The new year has begun.
Not the new Jewish year – we don’t yet have to start writing 5775 on our checks – but the school year.
More than any other of our new years – the calendar year, our company’s or organization’s fiscal year, the Mishnaic fiscal years for animal or trees, even than Rosh Hashanah, the beginning of a school year marks a moment of radical change.
One day, students and teachers and their families are on summer vacation, which Hebrew more evocatively calls hachofesh hagadol, the long freedom. The next, their lives are again structured by demands of school: buses and car pools, pencils and notebooks, smartboards and iPads, homework and procrastination. And in school: assignments, tests, books to read, sums to calculate.
A structure for their learning and their teaching.
It is, if you think about it, an amazing endeavor.

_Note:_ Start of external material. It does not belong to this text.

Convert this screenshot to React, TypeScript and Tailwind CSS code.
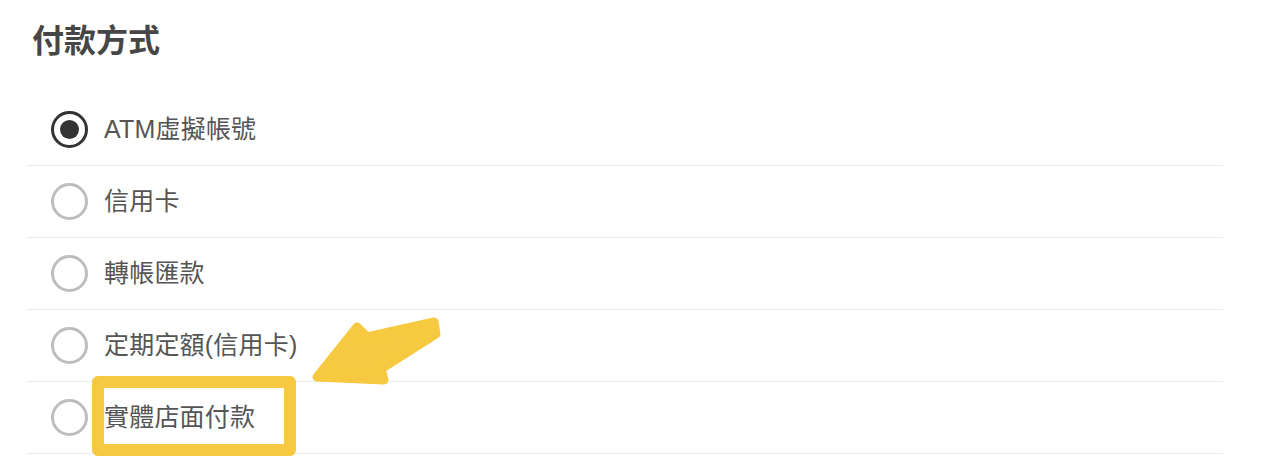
import { FC } from "react";

const options = ["ATM虛擬帳號", "信用卡", "轉帳匯款", "定期定額(信用卡)", "實體店面付款"];

const Radio: FC<{ checked: boolean }> = ({ checked }) =>
  checked ? (
    <div className="flex h-[37px] w-[37px] shrink-0 items-center justify-center rounded-full border-[3px] border-[#333333]">
      <div className="h-[19px] w-[19px] rounded-full bg-[#333333]" />
    </div>
  ) : (
    <div className="h-[37px] w-[37px] shrink-0 rounded-full border-[3px] border-[#bdbdbd]" />
  );

const App: FC = () => {
  return (
    <div
      className="relative h-[456px] w-[1284px] overflow-hidden bg-white"
      style={{ fontFamily: '"Liberation Sans", "Noto Sans CJK TC", sans-serif' }}
    >
      <div className="w-[1196px] ml-[27px]">
        <h1 className="ml-[5px] pt-[17px] text-[32px] leading-[48px] font-semibold text-[#464646]">
          付款方式
        </h1>
        <div className="mt-[29px]">
          {options.map((label, i) => (
            <div
              key={label}
              className="relative flex h-[72px] items-center border-b border-[#ebebeb] pl-[24px]"
            >
              <Radio checked={i === 0} />
              <span className="ml-[16px] text-[25px] tracking-[0.2px] text-[#555555]">{label}</span>
              {i === options.length - 1 && (
                <div className="absolute left-[65px] top-[-6px] h-[80px] w-[204px] rounded-[6px] border-[12px] border-[#f7c940]" />
              )}
            </div>
          ))}
        </div>
      </div>

      {/* annotation arrow */}
      <svg className="absolute left-0 top-0" width="1284" height="456">
        <polygon
          points="317,377 357,327 367,337 434,322 436,334 381,369 384,380"
          fill="#f7c940"
          stroke="#f7c940"
          strokeWidth="9"
          strokeLinejoin="round"
        />
      </svg>
    </div>
  );
};

export default App;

The rhythms of school do not directly include all of us, other than the return of the herds of yellow buses that have returned to our shaded streets.
For some of the younger adults, now 18 or 22 or 26, this fall marks the shocking realization that they are no longer in the world they toddled into all those years ago, no longer bound by the school day or freed by the promise that there is a right answer to every question.
Congratulations. Welcome to adulthood, where the first few years is an education in and of itself.
But for the rest of us?
Have we kept alive the excitement of learning, the surprise of discovery, the challenge of study? Maybe it’s time to renew our inner child, and join in an educational experience, whether formal or informal.